_WHAT YOU HAVE TO DO_
Reproduce the lines from the one bearing "Emit a component" through the one bearing "const [month, setMonth] = useState(2);", inclusive. Copy them exactly; include no other line.

** start SUPPLIED DATA **

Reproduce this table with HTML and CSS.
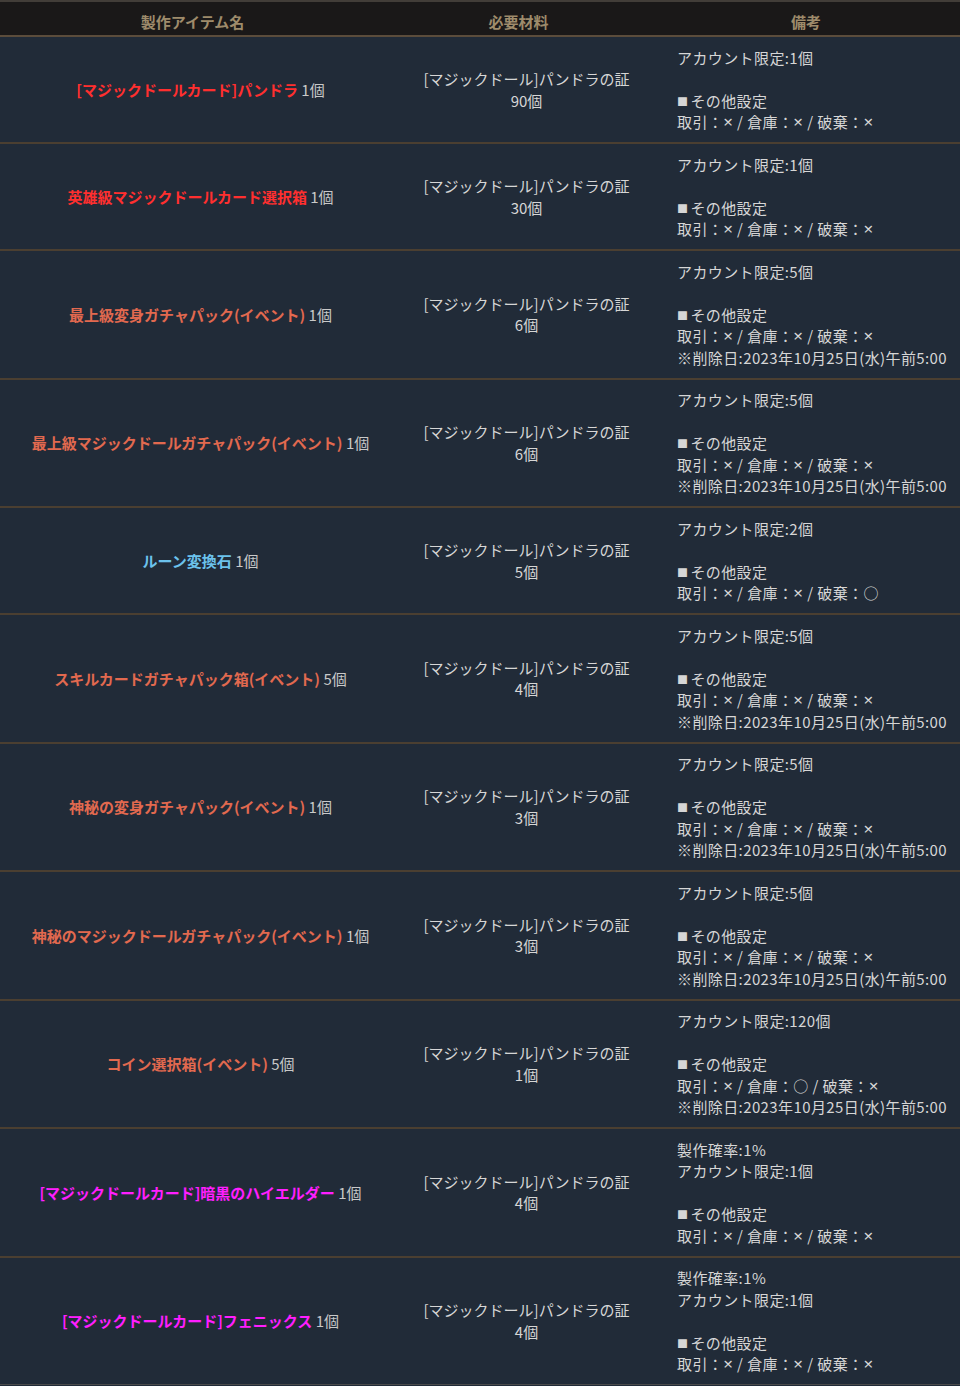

** end SUPPLIED DATA **
** start SUPPLIED DATA **

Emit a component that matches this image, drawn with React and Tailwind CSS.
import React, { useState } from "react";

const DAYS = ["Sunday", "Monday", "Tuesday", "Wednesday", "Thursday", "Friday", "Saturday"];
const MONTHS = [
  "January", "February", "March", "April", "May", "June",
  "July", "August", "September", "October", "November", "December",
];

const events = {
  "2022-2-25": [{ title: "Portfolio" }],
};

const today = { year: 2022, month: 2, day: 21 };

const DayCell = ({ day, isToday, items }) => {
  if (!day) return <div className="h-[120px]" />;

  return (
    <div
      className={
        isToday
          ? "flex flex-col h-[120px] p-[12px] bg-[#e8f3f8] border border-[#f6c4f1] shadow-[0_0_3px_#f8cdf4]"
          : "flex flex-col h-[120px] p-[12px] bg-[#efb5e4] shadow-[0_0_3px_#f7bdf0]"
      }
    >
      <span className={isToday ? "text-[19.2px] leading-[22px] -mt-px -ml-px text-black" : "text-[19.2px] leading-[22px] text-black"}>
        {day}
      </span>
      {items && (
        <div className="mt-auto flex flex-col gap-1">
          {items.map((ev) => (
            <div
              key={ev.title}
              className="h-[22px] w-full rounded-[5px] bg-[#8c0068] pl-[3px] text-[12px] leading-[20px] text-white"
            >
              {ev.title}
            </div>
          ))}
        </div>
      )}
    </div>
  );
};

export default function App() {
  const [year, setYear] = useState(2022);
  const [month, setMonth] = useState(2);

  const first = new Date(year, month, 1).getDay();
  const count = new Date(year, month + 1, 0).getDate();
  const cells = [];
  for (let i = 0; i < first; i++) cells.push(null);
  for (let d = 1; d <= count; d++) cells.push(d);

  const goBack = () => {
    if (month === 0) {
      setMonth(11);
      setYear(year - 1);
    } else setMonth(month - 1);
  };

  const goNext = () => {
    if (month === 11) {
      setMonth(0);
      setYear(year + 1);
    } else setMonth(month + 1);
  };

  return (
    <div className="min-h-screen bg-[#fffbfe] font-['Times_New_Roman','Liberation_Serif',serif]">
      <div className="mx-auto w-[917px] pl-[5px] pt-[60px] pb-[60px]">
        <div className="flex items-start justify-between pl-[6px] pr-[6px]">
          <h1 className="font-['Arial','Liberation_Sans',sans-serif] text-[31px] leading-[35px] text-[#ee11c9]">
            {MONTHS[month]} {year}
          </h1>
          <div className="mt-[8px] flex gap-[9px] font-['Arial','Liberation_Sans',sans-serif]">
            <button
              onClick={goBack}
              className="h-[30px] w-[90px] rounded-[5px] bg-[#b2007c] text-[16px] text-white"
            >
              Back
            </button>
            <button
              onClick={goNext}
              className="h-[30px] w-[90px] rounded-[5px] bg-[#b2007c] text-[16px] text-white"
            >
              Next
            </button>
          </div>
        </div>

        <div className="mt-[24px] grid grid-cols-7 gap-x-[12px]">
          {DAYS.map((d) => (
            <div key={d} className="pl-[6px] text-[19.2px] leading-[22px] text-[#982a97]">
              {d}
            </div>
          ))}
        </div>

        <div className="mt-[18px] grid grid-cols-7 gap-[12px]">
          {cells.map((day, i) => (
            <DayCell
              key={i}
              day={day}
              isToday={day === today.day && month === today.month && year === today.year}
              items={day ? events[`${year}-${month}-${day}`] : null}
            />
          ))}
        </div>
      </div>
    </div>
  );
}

** end SUPPLIED DATA **

_FINAL ANSWER_
Emit a component that matches this image, drawn with React and Tailwind CSS.
import React, { useState } from "react";

const DAYS = ["Sunday", "Monday", "Tuesday", "Wednesday", "Thursday", "Friday", "Saturday"];
const MONTHS = [
  "January", "February", "March", "April", "May", "June",
  "July", "August", "September", "October", "November", "December",
];

const events = {
  "2022-2-25": [{ title: "Portfolio" }],
};

const today = { year: 2022, month: 2, day: 21 };

const DayCell = ({ day, isToday, items }) => {
  if (!day) return <div className="h-[120px]" />;

  return (
    <div
      className={
        isToday
          ? "flex flex-col h-[120px] p-[12px] bg-[#e8f3f8] border border-[#f6c4f1] shadow-[0_0_3px_#f8cdf4]"
          : "flex flex-col h-[120px] p-[12px] bg-[#efb5e4] shadow-[0_0_3px_#f7bdf0]"
      }
    >
      <span className={isToday ? "text-[19.2px] leading-[22px] -mt-px -ml-px text-black" : "text-[19.2px] leading-[22px] text-black"}>
        {day}
      </span>
      {items && (
        <div className="mt-auto flex flex-col gap-1">
          {items.map((ev) => (
            <div
              key={ev.title}
              className="h-[22px] w-full rounded-[5px] bg-[#8c0068] pl-[3px] text-[12px] leading-[20px] text-white"
            >
              {ev.title}
            </div>
          ))}
        </div>
      )}
    </div>
  );
};

export default function App() {
  const [year, setYear] = useState(2022);
  const [month, setMonth] = useState(2);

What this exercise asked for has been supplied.